Single by Ayo & Teo
- Released: March 15, 2017
- Genre: Trap
- Length: 4:00
- Label: Columbia; Zone 4;
- Songwriters: Phalon Alexander; Jamal Jones; Jeremy Miller; Tariq Sharrieff; Ayleo Bowles; Mateo Bowles;
- Producers: BLSSD; Backpack;

Music video
- "Rolex" on YouTube

= Rolex (song) =

2017 single by Ayo & Teo

"Rolex" is a song by American rap/dance duo Ayo & Teo, released on March 15, 2017. The song peaked at #20 on the US Billboard Hot 100 during the week of June 17, 2017. It was produced by BLSD and Backpack.

==Music video==
The audio of "Rolex" was uploaded on Ayo & Teo's YouTube account on January 13, 2017. The music video was uploaded on their VEVO account on May 26, 2017. The video has received over 1 billion views as of October 2023 and features Usher.

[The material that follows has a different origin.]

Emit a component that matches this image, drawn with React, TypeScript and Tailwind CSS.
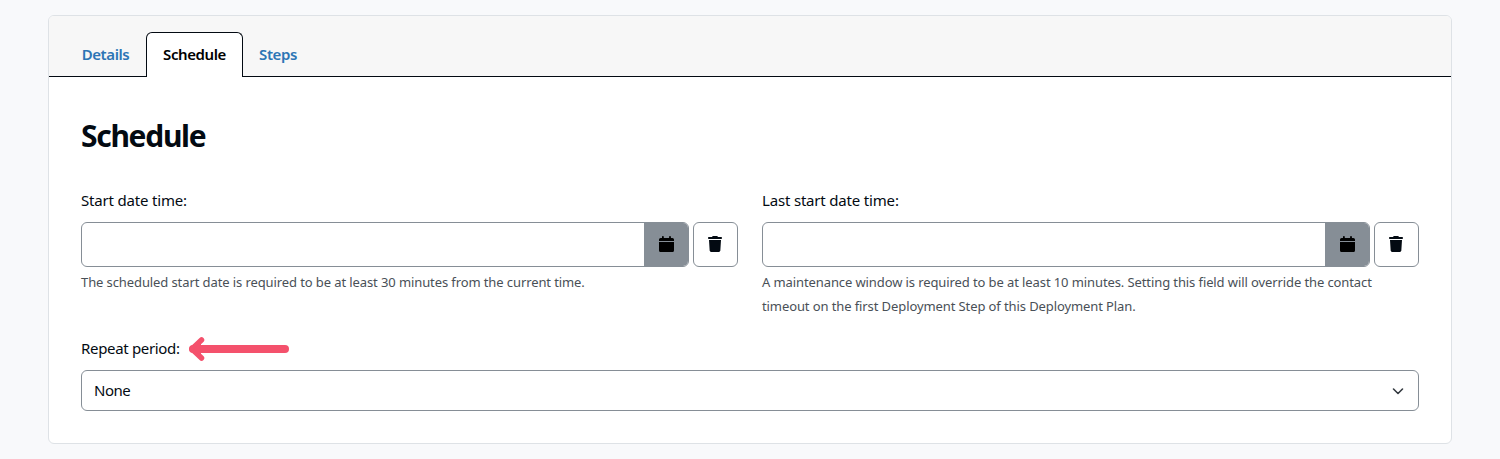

The audio has also received over 134 million views.

== Fortnite ==
An emote in the video game Fortnite is based on the song; the emote is named "Rollie" and makes a player's character dance with the choreography from the music video.

==Charts==
===Weekly charts===

| Chart (2017) | Peak position |
|---|---|
| Canada (Canadian Hot 100) | 33 |
| Philippines (Philippine Hot 100) | 15 |
| US Billboard Hot 100 | 20 |
| US Hot R&B/Hip-Hop Songs (Billboard) | 10 |
| US Rhythmic Airplay (Billboard) | 18 |

===Year-end charts===

| Chart (2017) | Position |
|---|---|
| Canada (Canadian Hot 100) | 89 |
| US Billboard Hot 100 | 61 |
| US Hot R&B/Hip-Hop Songs (Billboard) | 28 |

==Certifications==

| Region | Certification | Certified units/sales |
| Canada (Music Canada) | 2× Platinum | 160,000^{‡} |
| Denmark (IFPI Danmark) | Gold | 45,000^{‡} |
| France (SNEP) | Gold | 66,666^{‡} |
| Italy (FIMI) | Gold | 25,000^{‡} |
| New Zealand (RMNZ) | Platinum | 30,000^{‡} |
| Poland (ZPAV) | Gold | 25,000^{‡} |
| United Kingdom (BPI) | Gold | 400,000^{‡} |
| United States (RIAA) | 2× Platinum | 2,000,000^{‡} |
^{‡} Sales+streaming figures based on certification alone.